Как и следовало ожидать, скептически или недоброжелательно настроенные критики не постеснялись обвинить Оссендовского в вульгарном плагиате, приводя в качестве подтверждения своих нападок совпадающие по смыслу отрывки из обоих сочинений, а надо сказать, что таковых и впрямь наберется немало, причем совпадения даже в деталях бывают просто поразительными. Начать хотя бы с того, что кажется самым невероятным у самого Сент-Ива, а именно, с утверждения о том, будто существует некий подземный мир, простирающий повсюду, под всеми материками и даже океанами, свои разветвления, посредством которых осуществляются незримые связи между различными областями Земного шара. Что же касается Оссендовского, то он, не беря на себя ответственность за подобное утверждение и даже сомневаясь в его достоверности, приписывает его различным людям, с которыми он встречался во время своих странствий. Среди более частных параллелей следует отметить пассаж, в котором описывается "Царь Мира", стоящий перед гробницей своего предшественника, то место, где поднимается вопрос о происхождении цыган, будто бы живших некогда в Агартхе,[18] и многое другое. Сент-Ив пишет, например, что во время празднования подземных "Космических мистерий" путники, идущие по пустыне, волей-неволей останавливаются, а все живое вокруг в ужасе замирает. Оссендовский уверяет, что сам присутствовал при одном из таких явлений. Есть в их книгах и еще одно странное совпадение: история ныне исчезнувшего острова, населенного необыкновенными людьми и животными, и, хотя Сент-Ив в данном случае цитирует пассаж из Диодора Сицилийского, в котором описывается плавание Ямбула, а Оссендовский говорит о путешествии некоего буддийского монаха из Непала, в обоих эпизодах содержится много общего; если и впрямь существуют две версии этого рассказа, происходящие из столь разных источников, было бы интересно отыскать эти источники и сопоставить их между собой.

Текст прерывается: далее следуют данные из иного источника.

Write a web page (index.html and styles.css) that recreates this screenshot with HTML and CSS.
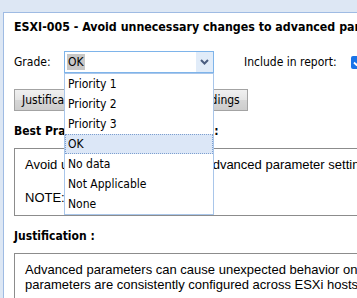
FILE: index.html
```html
<!DOCTYPE html>
<html lang="en">
<head>
    <meta charset="UTF-8">
    <meta name="viewport" content="width=device-width, initial-scale=1.0">
    <title>Best practice item</title>
    <link rel="stylesheet" href="styles.css">
</head>
<body>
    <div class="frame">
        <div class="content">
            <h1 class="title">ESXI-005 - Avoid unnecessary changes to advanced parameters</h1>

            <div class="grade-row">
                <span class="label">Grade:</span>
                <div class="select">
                    <span class="value"><span class="selected">OK</span></span>
                    <span class="arrow">
                        <svg width="9" height="6" viewBox="0 0 9 6"><path d="M1 1 L4.5 4.5 L8 1" fill="none" stroke="#4a5d80" stroke-width="2"/></svg>
                    </span>
                    <ul class="options">
                        <li>Priority 1</li>
                        <li>Priority 2</li>
                        <li>Priority 3</li>
                        <li class="active">OK</li>
                        <li>No data</li>
                        <li>Not Applicable</li>
                        <li>None</li>
                    </ul>
                </div>
                <span class="label include">Include in report:</span>
                <span class="checkbox">
                    <svg width="13" height="13" viewBox="0 0 13 13"><path d="M3 6.5 L5.5 9 L10 4" fill="none" stroke="white" stroke-width="1.8"/></svg>
                </span>
            </div>

            <div class="tabs">
                <button>Justification</button>
                <button>Best Practice</button>
                <button>Findings</button>
            </div>

            <h2 class="heading">Best Practice Recommendations :</h2>
            <div class="box">
                <p>Avoid unnecessary changes to advanced parameter settings.</p>
                <p>NOTE: Test changes first.</p>
            </div>

            <h2 class="heading">Justification :</h2>
            <div class="box">
                <p class="tight">Advanced parameters can cause unexpected behavior on the host. Make sure<br>parameters are consistently configured across ESXi hosts in a cluster.</p>
            </div>
        </div>
    </div>
</body>
</html>
```

FILE: styles.css
```css
body{
    margin:0;
    background:#dde7f4;
    overflow:hidden;
    font-family:"DejaVu Sans Condensed","Liberation Sans",sans-serif;
    font-size:12px;
    color:#000;
}

.frame
{
    margin:12px 0 0 3px;
    border-top:1px solid #9fbbe3;
    border-left:1px solid #9fbbe3;
    background:white;
    height:400px;
}

.content
{
    width:700px;
    padding:6px 0 0 10px;
}

.title
{
    margin:0;
    font-size:12.3px;
    font-weight:bold;
    line-height:16px;
    white-space:nowrap;
}

.grade-row
{
    display:flex;
    align-items:center;
    margin-top:16px;
    height:22px;
}

.label
{
    width:50px;
}

.select
{
    position:relative;
    display:flex;
    width:148px;
    height:20px;
    border:1px solid #7eb4ea;
    background:white;
}

.select .value
{
    flex:1;
    display:flex;
    align-items:center;
    padding-left:2px;
}

.selected
{
    background:#c8c8c8;
    padding:1px 1px;
}

.select .arrow
{
    width:17px;
    display:flex;
    align-items:center;
    justify-content:center;
    background:#e1ecf9;
}

.options
{
    position:absolute;
    top:21px;
    left:-1px;
    width:148px;
    margin:0;
    padding:0;
    list-style:none;
    background:white;
    border:1px solid #a9c6ea;
    z-index:2;
}

.options li
{
    height:20px;
    line-height:20px;
    padding-left:3px;
}

.options li.active
{
    background:#dce7f7;
    outline:1px dotted #7d9fcf;
    outline-offset:-1px;
}

.include
{
    width:auto;
    margin-left:30px;
}

.checkbox
{
    width:13px;
    height:13px;
    margin-left:14px;
    background:#1a73e8;
    border-radius:2px;
    display:flex;
}

.tabs
{
    display:flex;
    margin-top:16px;
}

.tabs button
{
    font:inherit;
    height:22px;
    padding:0 7px;
    margin-right:4px;
    border:1px solid #a3a3a3;
    background:linear-gradient(#f0f0f0,#e4e4e4 50%,#d6d6d6 51%,#cdcdcd);
    color:#000;
}

.heading
{
    margin:12px 0 0;
    font-size:12px;
    font-weight:bold;
    line-height:16px;
}

.box
{
    margin-top:9px;
    border:1px solid #8c8c8c;
    padding:8px 10px 10px;
    font-family:"Liberation Sans",Arial,sans-serif;
    font-size:13px;
    line-height:15px;
    white-space:nowrap;
}

.box p
{
    margin:0 0 18px;
}

.box p:last-child
{
    margin-bottom:0;
}
```
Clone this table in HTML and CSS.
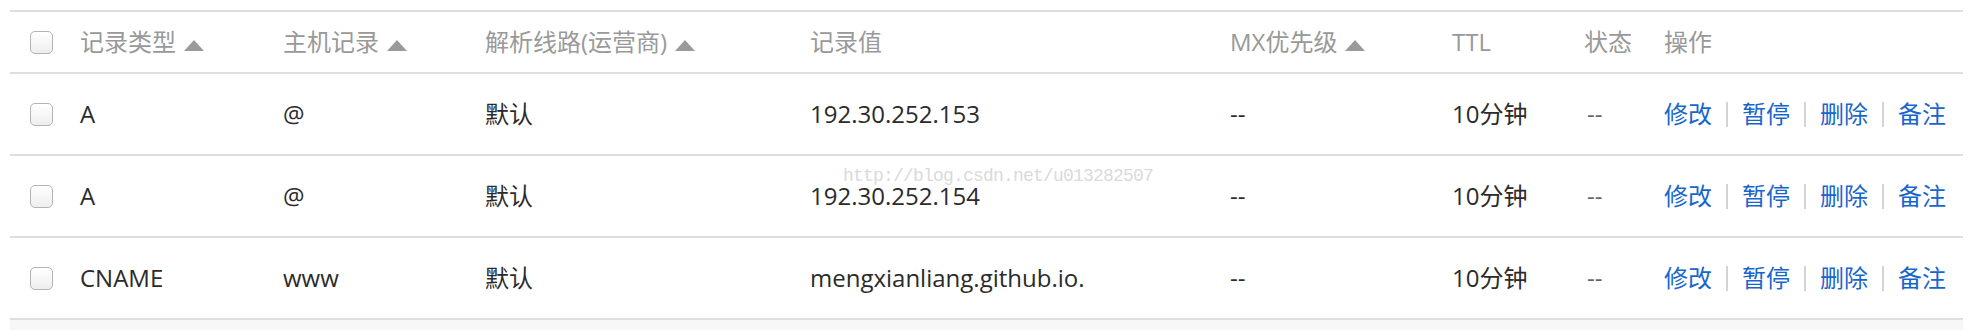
FILE: index.html
```html
<!DOCTYPE html>
<html lang="zh-CN">
<head>
<meta charset="utf-8">
<title>解析记录</title>
<link rel="stylesheet" href="styles.css">
</head>
<body>
<div class="page">
  <div class="records">
    <div class="row head">
      <div class="cell check"><span class="box"></span></div>
      <div class="cell">记录类型<i class="sort"></i></div>
      <div class="cell">主机记录<i class="sort"></i></div>
      <div class="cell">解析线路(运营商)<i class="sort"></i></div>
      <div class="cell">记录值</div>
      <div class="cell">MX优先级<i class="sort"></i></div>
      <div class="cell">TTL</div>
      <div class="cell">状态</div>
      <div class="cell">操作</div>
    </div>
    <div class="row item">
      <div class="cell check"><span class="box"></span></div>
      <div class="cell">A</div>
      <div class="cell">@</div>
      <div class="cell">默认</div>
      <div class="cell">192.30.252.153</div>
      <div class="cell">--</div>
      <div class="cell">10分钟</div>
      <div class="cell status">--</div>
      <div class="cell ops"><a href="#">修改</a><span class="sep"></span><a href="#">暂停</a><span class="sep"></span><a href="#">删除</a><span class="sep"></span><a href="#">备注</a></div>
    </div>
    <div class="row item">
      <div class="cell check"><span class="box"></span></div>
      <div class="cell">A</div>
      <div class="cell">@</div>
      <div class="cell">默认</div>
      <div class="cell">192.30.252.154</div>
      <div class="cell">--</div>
      <div class="cell">10分钟</div>
      <div class="cell status">--</div>
      <div class="cell ops"><a href="#">修改</a><span class="sep"></span><a href="#">暂停</a><span class="sep"></span><a href="#">删除</a><span class="sep"></span><a href="#">备注</a></div>
    </div>
    <div class="row item">
      <div class="cell check"><span class="box"></span></div>
      <div class="cell">CNAME</div>
      <div class="cell">www</div>
      <div class="cell">默认</div>
      <div class="cell">mengxianliang.github.io.</div>
      <div class="cell">--</div>
      <div class="cell">10分钟</div>
      <div class="cell status">--</div>
      <div class="cell ops"><a href="#">修改</a><span class="sep"></span><a href="#">暂停</a><span class="sep"></span><a href="#">删除</a><span class="sep"></span><a href="#">备注</a></div>
    </div>
  </div>
  <div class="footer"></div>
  <div class="watermark">http://blog.csdn.net/u013282507</div>
</div>
</body>
</html>
```
FILE: styles.css
```css
html, body {
  margin: 0;
  padding: 0;
  background: #fff;
}

.page {
  position: relative;
  margin: 10px 17px 0 10px;
  font-family: "Open Sans", "Noto Sans CJK SC", sans-serif;
  font-size: 24px;
  color: #2b2b2b;
}

.records {
  border-top: 2px solid #dedede;
}

.row {
  display: grid;
  grid-template-columns: 70px 203px 202px 325px 420px 222px 132px 80px 1fr;
  align-items: center;
  border-bottom: 2px solid #dedede;
}

.head {
  height: 60px;
  color: #999;
}

.item {
  height: 80px;
}

.cell {
  display: flex;
  align-items: center;
  line-height: 1;
  white-space: nowrap;
}

.check {
  padding-left: 20px;
}

.box {
  display: block;
  width: 23px;
  height: 23px;
  box-sizing: border-box;
  border: 1px solid #b3b3b3;
  border-radius: 5px;
  background: linear-gradient(#ffffff, #eeeeee);
}

.sort {
  display: block;
  width: 0;
  height: 0;
  border-left: 10px solid transparent;
  border-right: 10px solid transparent;
  border-bottom: 11px solid #9a9a9a;
  margin-left: 8px;
  margin-top: 7px;
}

.status {
  color: #666;
  padding-left: 3px;
}

.ops a {
  color: #1866cc;
  text-decoration: none;
}

.sep {
  display: block;
  width: 2px;
  height: 25px;
  margin: 0 14px;
  background: #d4d4d4;
}

.footer {
  height: 10px;
  background: #f7f7f7;
}

.watermark {
  position: absolute;
  left: 833px;
  top: 158px;
  font-family: "Liberation Mono", monospace;
  font-size: 18px;
  line-height: 16px;
  letter-spacing: -0.8px;
  color: #dadada;
  pointer-events: none;
}
```
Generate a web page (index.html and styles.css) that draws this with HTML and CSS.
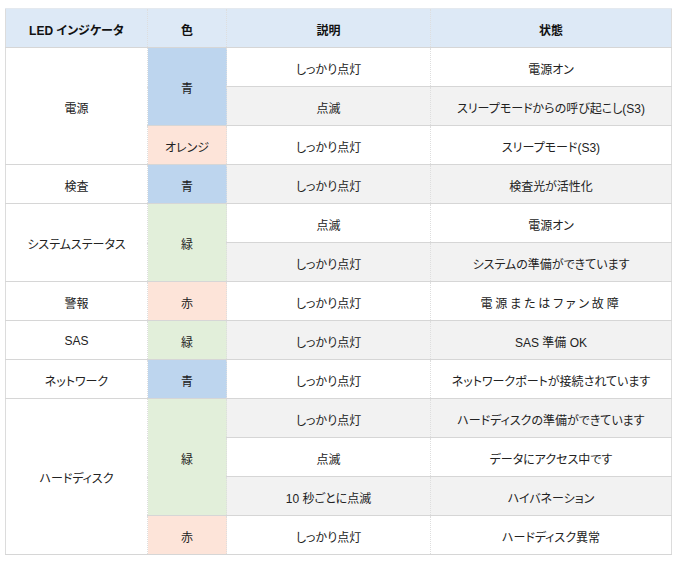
FILE: index.html
```html
<!DOCTYPE html>
<html lang="ja">
<head>
<meta charset="utf-8">
<link rel="stylesheet" href="styles.css">
</head>
<body>
<table class="led">
  <colgroup>
    <col class="c1"><col class="c2"><col class="c3"><col class="c4">
  </colgroup>
  <thead>
    <tr><th>LED インジケータ</th><th>色</th><th>説明</th><th>状態</th></tr>
  </thead>
  <tbody>
    <tr><td class="name" rowspan="3">電源</td><td class="blue" rowspan="2">青</td><td>しっかり点灯</td><td>電源オン</td></tr>
    <tr class="alt"><td>点滅</td><td>スリープモードからの呼び起こし(S3)</td></tr>
    <tr><td class="orange">オレンジ</td><td>しっかり点灯</td><td>スリープモード(S3)</td></tr>
    <tr class="alt"><td class="name">検査</td><td class="blue">青</td><td>しっかり点灯</td><td>検査光が活性化</td></tr>
    <tr><td class="name" rowspan="2">システムステータス</td><td class="green" rowspan="2">緑</td><td>点滅</td><td>電源オン</td></tr>
    <tr class="alt"><td>しっかり点灯</td><td>システムの準備ができています</td></tr>
    <tr><td class="name">警報</td><td class="red">赤</td><td>しっかり点灯</td><td class="wide">電源またはファン故障</td></tr>
    <tr class="alt"><td class="name">SAS</td><td class="green">緑</td><td>しっかり点灯</td><td>SAS 準備 OK</td></tr>
    <tr><td class="name">ネットワーク</td><td class="blue">青</td><td>しっかり点灯</td><td>ネットワークポートが接続されています</td></tr>
    <tr class="alt"><td class="name" rowspan="4">ハードディスク</td><td class="green" rowspan="3">緑</td><td>しっかり点灯</td><td>ハードディスクの準備ができています</td></tr>
    <tr><td>点滅</td><td>データにアクセス中です</td></tr>
    <tr class="alt"><td>10 秒ごとに点滅</td><td>ハイバネーション</td></tr>
    <tr><td class="red">赤</td><td>しっかり点灯</td><td>ハードディスク異常</td></tr>
  </tbody>
</table>
</body>
</html>
```
FILE: styles.css
```css
html, body {
  margin: 0;
  padding: 0;
  background: #ffffff;
}
body {
  padding: 8px 0 0 5px;
  font-family: "Liberation Sans", "Noto Sans CJK JP", sans-serif;
  font-size: 12px;
  color: #222222;
  font-feature-settings: "palt";
}
.led {
  border-collapse: collapse;
  table-layout: fixed;
  width: 666px;
  border: 1px solid #dcdcdc;
}
.c1 { width: 142px; }
.c2 { width: 79px; }
.c3 { width: 204px; }
.c4 { width: 241px; }
.led th, .led td {
  height: 36px;
  padding: 2px 4px 0;
  text-align: center;
  vertical-align: middle;
  border-top: 1px solid #d6d6d6;
  border-bottom: 1px solid #d6d6d6;
  border-left: 1px dotted #dedede;
  border-right: 1px dotted #dedede;
  white-space: nowrap;
}
.led th {
  background: #dde9f6;
  font-weight: bold;
  color: #111111;
  border-top: 1px solid #e4e9ef;
}
.led tr.alt td { background: #f2f2f2; }
.led td.name, .led tr.alt td.name { background: #ffffff; border-left: 1px solid #dcdcdc; }
.led td.blue, .led tr.alt td.blue { background: #bdd5ee; }
.led td.green, .led tr.alt td.green { background: #e2efda; }
.led td.red, .led tr.alt td.red { background: #fde4d9; }
.led td.orange, .led tr.alt td.orange { background: #fde4d9; }
.led td.wide { letter-spacing: 2.8px; }
```
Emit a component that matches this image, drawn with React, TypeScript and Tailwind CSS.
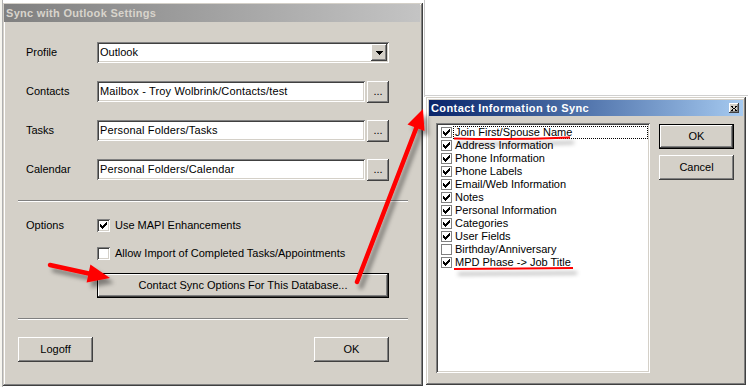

Приводя все эти параллели, мы вовсе не хотели сказать, что они убеждают нас в реальности плагиата; впрочем, мы не имеем ни малейшего намерения вступать по этому поводу в дискуссию, которая нас не очень-то интересует. Помимо свидетельств Оссендовского, переданных нам лично, мы располагаем сведениями из совсем иных источников, которые утверждают, что рассказы такого рода обычны в Монголии и во всей Центральной Азии; добавим сразу же, что нечто подобное существует в традициях почти всех народов. С другой стороны, если принять, что Оссендовский частично скопировал "Миссию Индии", остается непонятным, почему он опустил некоторые эффектные пассажи и изменил форму написания кое-каких имен собственных: например, «Агарти» вместо «Агартхи». А ведь эта замена объясняется просто-напросто тем обстоятельством, что он черпал свою информацию из монгольских источников, тогда как Сент-Ив получал ее из Индии (известно, что он поддерживал отношения по крайней мере с двумя индусами);[19] непонятно также, почему он употреблял для обозначения главы духовной иерархии титул "Царь Мира", который нигде не встречается у Сент-Ива. Если даже принять возможность тех или иных заимствований, остается необъяснимым тот факт, что Оссендовский говорит иногда о вещах, не встречающихся в "Миссии Индии", и которые он никак не мог выдумать из головы, тем более, что, увлеченный политическими идеями и учениями, он почти ничего не знал об эзотеризме и был не способен осознать подлинный смысл излагаемых им сведений. Таков, например, рассказ о "черном камне", некогда посланном Далай-Ламе Царем Мира и перенесенном затем в Монголию, в Ургу, где он исчез около ста лет назад;[20] а ведь известно, сколь важную роль играют "черные камни" во многих традициях, начиная с символа Кибелы и кончая "черным камнем", вмурованным в мекканскую Каабу.[21]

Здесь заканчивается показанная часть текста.